Stocks have extended their initial downside and are notably lower in mid-morning trading on Thursday, as traders are digesting a disappointing reading on Philadelphia-area manufacturing activity, the latest in a mixed batch of economic data on the day.
The markets came under pressure on news that the pace of growth in manufacturing activity in the Philadelphia-area unexpectedly slowed for the second consecutive month in July.
The Philadelphia Federal Reserve said its diffusion index of current activity fell to 5.1 in July from 8.0 in June, although a positive reading indicates continued growth. The decrease came as surprise to economists, who had expected the index to edge up to a reading of 10.1.
Similarly, the New York Fed said its general business conditions index fell to 5.1 in July from 19.6 in June. Economists had been expecting the index to edge down to a reading of 18.0.
Also today, the Labor Department revealed that initial jobless claims came in at 429,000 for the week of July 10th, down 29,000 from the previous week's revised total of 458,000. Economists had expected the measure to come in at around 450,000.
In a separate report, the Labor Department said that its producer price index fell by 0.5 percent in June following an unrevised 0.3 percent decrease in May. Economists had been expecting a much more modest decrease in prices of about 0.1 percent.
Excluding decreases in food and energy prices, the core producer price index edged up by 0.1 percent in June after rising by 0.2 percent in the previous month. The modest increase in core prices came in line with economist estimates.
In other economic news this morning, the Federal Reserve reported that that industrial production edged up by 0.1 percent in June after surging up by an unrevised 1.3 percent increase in May. The modest increase came as a surprise to economists, who had expected production to come in unchanged.
Early on, some optimism was present in the futures markets after J.P. Morgan (JPM) said its second quarter profit jumped by 76 percent to $4.8 billion, resulting in earnings of $1.09 per share. Meanwhile, revenues fell by 8 percent to $25.61 billion. On average, analysts projected the firm to earn $0.74 per share on revenues of $25.81 billion.
The major averages have slowed their drop in recent trading but are lingering near their session lows. The Dow is down 105.99 points or 1 percent at 10,260.73, the Nasdaq is down 25.11 points or 1.1 percent at 2,224.73 and the S&P 500 is down 11.69 points or 1.1 percent at 1,083.48.
Sector News
Banking stocks are among the worst performers in the early going, with the KBW Bank Index sliding by 2.4 percent. The decline is taking the index further away from Tuesday's six-week closing high.

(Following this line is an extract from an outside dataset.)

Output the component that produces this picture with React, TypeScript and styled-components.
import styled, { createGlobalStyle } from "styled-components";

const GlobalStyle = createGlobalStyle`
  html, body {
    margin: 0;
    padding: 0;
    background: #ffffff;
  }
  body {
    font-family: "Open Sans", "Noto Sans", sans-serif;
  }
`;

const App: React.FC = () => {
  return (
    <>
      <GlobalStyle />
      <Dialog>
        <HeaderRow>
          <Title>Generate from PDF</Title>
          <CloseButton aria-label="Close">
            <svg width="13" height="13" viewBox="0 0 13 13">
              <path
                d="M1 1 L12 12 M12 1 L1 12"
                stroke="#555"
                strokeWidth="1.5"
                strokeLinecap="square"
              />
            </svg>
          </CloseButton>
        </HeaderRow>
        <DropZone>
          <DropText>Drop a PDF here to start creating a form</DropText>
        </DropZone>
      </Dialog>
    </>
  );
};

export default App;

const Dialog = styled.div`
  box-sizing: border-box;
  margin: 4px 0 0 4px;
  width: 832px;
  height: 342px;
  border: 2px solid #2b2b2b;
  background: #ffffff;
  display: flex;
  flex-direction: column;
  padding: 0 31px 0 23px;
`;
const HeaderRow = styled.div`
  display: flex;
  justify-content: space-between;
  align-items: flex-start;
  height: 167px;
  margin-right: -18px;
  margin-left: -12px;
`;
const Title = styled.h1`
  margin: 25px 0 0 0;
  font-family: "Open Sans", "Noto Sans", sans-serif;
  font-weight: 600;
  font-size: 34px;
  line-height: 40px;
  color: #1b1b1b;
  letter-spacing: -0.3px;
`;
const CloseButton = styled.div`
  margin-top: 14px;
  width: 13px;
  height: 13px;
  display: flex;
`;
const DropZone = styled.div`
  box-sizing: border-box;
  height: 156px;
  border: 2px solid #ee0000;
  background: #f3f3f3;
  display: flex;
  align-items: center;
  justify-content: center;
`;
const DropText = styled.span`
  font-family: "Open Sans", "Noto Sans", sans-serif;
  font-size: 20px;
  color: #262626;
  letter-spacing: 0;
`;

Trucking, steel, airline and oil service stocks are under pressure amid what has become a broad-market sell-off.
Notably, the Philadelphia Oil Service Sector Index is down by 1.5 percent, although it remains rangebound. The weakness among oil service stocks comes as the price of crude futures is down by $0.45 to $76.59 a barrel.
Stocks Driven By Analyst Comments
Despite the weakness in the markets, Cognex (CGNX) is moderately higher after Robert W. Baird upgraded the stock from Neutral to Outperform. Shares are currently up by 0.7 percent after setting a two-week intraday high in earlier trading.
Meanwhile, Juniper Networks (JNPR) is sharply lower after Oppenheimer downgraded the stock from Outperform to Perform. The stock is down by 2.8 percent, falling from its best closing price in six weeks, set in the previous session.
In overseas trading, stocks across the Asia-Pacific region fell sharply on Thursday. Hong Kong'sHang Seng Index slid by 1.5 percent, while Japan's benchmark Nikkei 225 Index declined by 1.1 percent.
The major European markets have also moved notably lower. The U.K.'s FTSE 100 Index and theGerman DAX Index are down by 0.6 percent and 0.4 percent, respectively, while the French CAC 40 Index is down by 1.6 percent.
In the bond markets, treasuries are seeing notable strength amid the weakness on Wall Street. Subsequently, the yield on the benchmark ten-year note, which moves opposite of its price, is trading at 2.997 percent posting a loss of 5.3 basis points.